Coulomb gauge in magnetostatics should give divergence-free vector potential

Question

Say we're dealing with magnetostatics ($\vec{\nabla} \cdot \vec{j} = 0 $). If we define $\vec{A}$ to satisfy $\vec{B} = \vec{\nabla} \times \vec{A}$, and we take the assumption that $\vec{\nabla} \cdot \vec{A} = 0$, then each component of $\vec{A}$ satisfies Poisson's equation ($\nabla ^2 \vec{A} = - \mu _0 \vec{j}$). This gives that the general form of $\vec{A}(\vec{r})$ is $$\vec{A}(\vec{r}) = \frac{\mu _0}{4\pi} \int d^3r' \frac{\vec{j}(\vec{r}')}{|\vec{r}-\vec{r}'|}.$$

However, if I take the divergence of the above expression, I should be getting $0$ based on the initial divergence-free assumption, but I'm not.

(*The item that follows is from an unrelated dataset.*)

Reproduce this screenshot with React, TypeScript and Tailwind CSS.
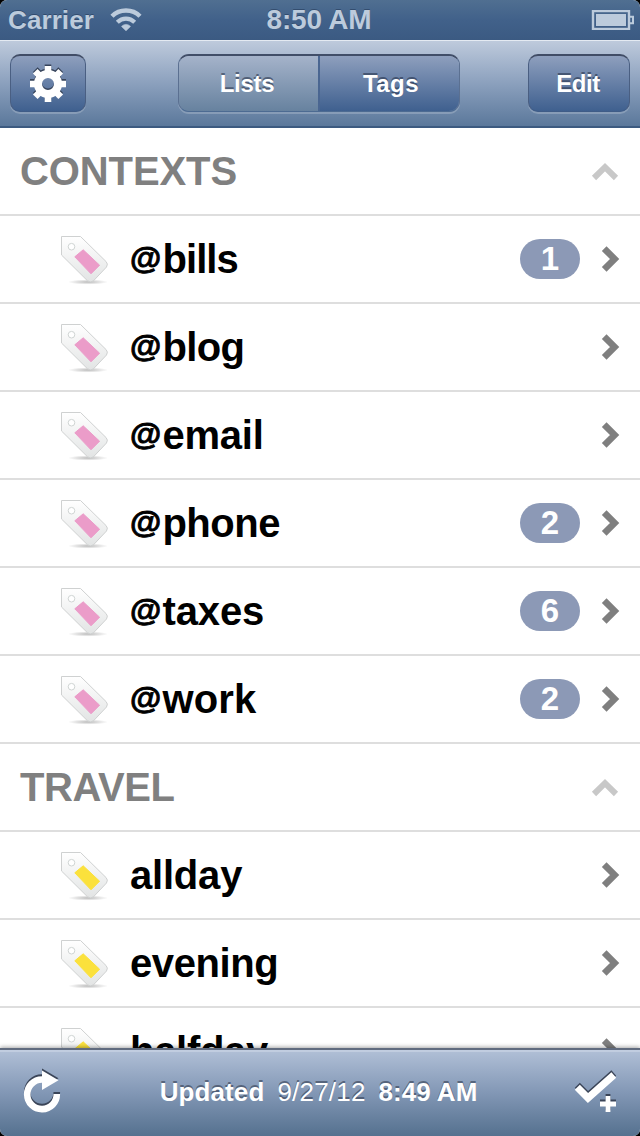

After product-rule expansion, I'm getting $$\vec{\nabla} \cdot \vec{A} = \frac{\mu _0}{4\pi}\int d^3r' \vec{j}(\vec{r}') \cdot \vec{\nabla}\Big(\frac{1}{|\vec{r}-\vec{r}'|}\Big),$$ where the first of the two product-rule terms went to $0$ because of $\vec{\nabla} \cdot \vec{j} = 0 $, but I still have that leftover stuff to integrate, and it's not clear why that needs to be $0$. Where did I mess up (or if I didn't, why does that need to be $0$?)

Answer 1

There aren't two product rule terms - remember which variable you are differentiating with respect to ($\vec r$, in this case, not $\vec r'$).

That being said, a good way to handle it is to note that $$\frac{\partial}{\partial \vec r} \frac{1}{|\vec r- \vec r'|} = - \frac{\partial}{\partial \vec r'} \frac{1}{|\vec r-\vec r'|}$$

Which means that if you throw in a spare minus sign, you can switch that $\nabla \equiv \frac{\partial}{\partial \vec r}$ to a $\nabla ' \equiv \frac{\partial}{\partial \vec r'}$. Once you've done that, integration by parts (along with a reasonable physical assumption) should give you what you're looking for.